Wayne Rooney may have been brought on at halftime in the hope that he might provide a record-breaking moment with his 250th United goal but he was off the pace and it always seemed more likely that their mighty Swede would be the redeemer.
"It was a good cross, I thought Marouane Fellaini's header would go in the goal but it hit the post and we had a second chance, Valencia put in a good ball and I just tried to hit the goal," said Ibrahimovic.
He made it sound routine but what was an exceptional finish from Ibrahimovic has become a workaday sight at Old Trafford.
The man who started his English reign slowly -- with critics pondering the prospect that in the later years of his career he might just become too much of a sedate hindrance to an all-action, fast-paced United approach -- just cannot stop scoring.
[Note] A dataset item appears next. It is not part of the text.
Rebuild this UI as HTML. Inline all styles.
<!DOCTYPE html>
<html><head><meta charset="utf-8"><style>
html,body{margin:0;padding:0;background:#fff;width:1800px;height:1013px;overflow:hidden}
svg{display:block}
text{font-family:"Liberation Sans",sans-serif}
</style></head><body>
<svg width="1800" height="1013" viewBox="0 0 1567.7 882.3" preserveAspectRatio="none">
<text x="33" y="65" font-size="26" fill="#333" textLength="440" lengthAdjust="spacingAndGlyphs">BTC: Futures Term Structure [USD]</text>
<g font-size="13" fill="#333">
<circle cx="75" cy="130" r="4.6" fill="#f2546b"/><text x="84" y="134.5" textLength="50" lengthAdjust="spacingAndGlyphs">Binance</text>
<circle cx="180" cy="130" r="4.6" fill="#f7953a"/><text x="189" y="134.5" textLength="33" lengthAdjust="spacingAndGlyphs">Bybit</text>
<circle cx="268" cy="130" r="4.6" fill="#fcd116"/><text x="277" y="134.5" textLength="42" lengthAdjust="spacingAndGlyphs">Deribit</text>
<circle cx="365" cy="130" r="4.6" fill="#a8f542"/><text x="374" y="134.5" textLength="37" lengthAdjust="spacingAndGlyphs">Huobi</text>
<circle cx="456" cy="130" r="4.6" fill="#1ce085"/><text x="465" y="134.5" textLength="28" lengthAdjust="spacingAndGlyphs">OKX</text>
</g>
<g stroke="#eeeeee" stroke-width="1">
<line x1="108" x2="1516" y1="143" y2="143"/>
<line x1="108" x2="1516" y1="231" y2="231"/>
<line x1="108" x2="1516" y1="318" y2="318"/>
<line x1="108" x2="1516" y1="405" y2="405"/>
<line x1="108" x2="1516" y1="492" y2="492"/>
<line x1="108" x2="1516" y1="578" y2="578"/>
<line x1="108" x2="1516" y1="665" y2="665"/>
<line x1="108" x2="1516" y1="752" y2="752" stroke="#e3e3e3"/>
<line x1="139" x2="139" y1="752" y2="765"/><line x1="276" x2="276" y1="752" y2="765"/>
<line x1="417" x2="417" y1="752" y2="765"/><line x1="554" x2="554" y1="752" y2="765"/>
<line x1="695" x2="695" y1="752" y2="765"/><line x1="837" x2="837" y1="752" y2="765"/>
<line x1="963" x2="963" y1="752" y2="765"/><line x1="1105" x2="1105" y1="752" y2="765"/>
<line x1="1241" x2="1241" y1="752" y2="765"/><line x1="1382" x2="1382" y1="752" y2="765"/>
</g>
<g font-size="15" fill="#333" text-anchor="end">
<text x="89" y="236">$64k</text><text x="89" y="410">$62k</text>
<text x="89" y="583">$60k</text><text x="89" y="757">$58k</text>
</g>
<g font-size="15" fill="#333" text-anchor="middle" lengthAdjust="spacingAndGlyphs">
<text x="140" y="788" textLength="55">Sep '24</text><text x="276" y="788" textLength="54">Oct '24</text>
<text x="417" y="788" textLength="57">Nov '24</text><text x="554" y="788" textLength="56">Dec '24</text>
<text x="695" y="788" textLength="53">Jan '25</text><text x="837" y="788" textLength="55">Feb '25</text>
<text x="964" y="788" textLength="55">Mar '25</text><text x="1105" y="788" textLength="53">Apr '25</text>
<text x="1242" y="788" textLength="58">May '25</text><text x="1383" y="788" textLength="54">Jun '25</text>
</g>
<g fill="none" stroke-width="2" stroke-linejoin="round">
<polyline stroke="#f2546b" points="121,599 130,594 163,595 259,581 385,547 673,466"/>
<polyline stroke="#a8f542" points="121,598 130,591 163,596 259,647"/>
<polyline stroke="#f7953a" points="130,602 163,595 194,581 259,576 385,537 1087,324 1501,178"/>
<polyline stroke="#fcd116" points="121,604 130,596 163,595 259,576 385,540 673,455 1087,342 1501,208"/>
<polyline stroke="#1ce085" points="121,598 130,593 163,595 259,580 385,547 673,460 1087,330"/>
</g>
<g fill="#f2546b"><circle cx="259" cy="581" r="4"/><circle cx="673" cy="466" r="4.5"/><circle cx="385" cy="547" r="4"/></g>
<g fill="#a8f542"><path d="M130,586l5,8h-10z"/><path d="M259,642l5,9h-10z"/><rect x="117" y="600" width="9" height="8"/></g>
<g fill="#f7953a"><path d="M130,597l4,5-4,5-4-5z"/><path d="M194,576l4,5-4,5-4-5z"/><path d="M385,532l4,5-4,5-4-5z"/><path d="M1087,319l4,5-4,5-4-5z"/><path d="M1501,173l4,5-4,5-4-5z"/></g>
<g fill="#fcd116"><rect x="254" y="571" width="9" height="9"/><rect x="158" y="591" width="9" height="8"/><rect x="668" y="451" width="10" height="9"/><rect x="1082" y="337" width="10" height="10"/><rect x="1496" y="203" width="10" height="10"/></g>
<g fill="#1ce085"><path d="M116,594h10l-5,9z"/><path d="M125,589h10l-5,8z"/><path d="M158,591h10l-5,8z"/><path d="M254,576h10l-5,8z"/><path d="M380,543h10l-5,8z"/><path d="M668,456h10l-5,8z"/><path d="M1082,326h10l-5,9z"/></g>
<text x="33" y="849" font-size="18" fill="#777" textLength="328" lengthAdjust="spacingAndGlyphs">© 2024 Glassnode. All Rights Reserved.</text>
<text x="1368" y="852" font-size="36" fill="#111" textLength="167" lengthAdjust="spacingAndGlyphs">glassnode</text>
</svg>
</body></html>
This was his 19th goal in all competitions, including 14 in the league, which equals the strike rate of former Blackburn Rovers and Newcastle United great Alan Shearer and ManchesterCity's Sergio Aguero in their first 20 Premier League matches.
Yet even more striking now Ibrahimovic has found his range is that it was his 11th goal in his last 11 league games.
Not bad for a man who was once dismissed by his British critics, who always claimed he could not produce against English sides, as being overrated. Now, of course, England knows differently; the man really is as good as he believes he is.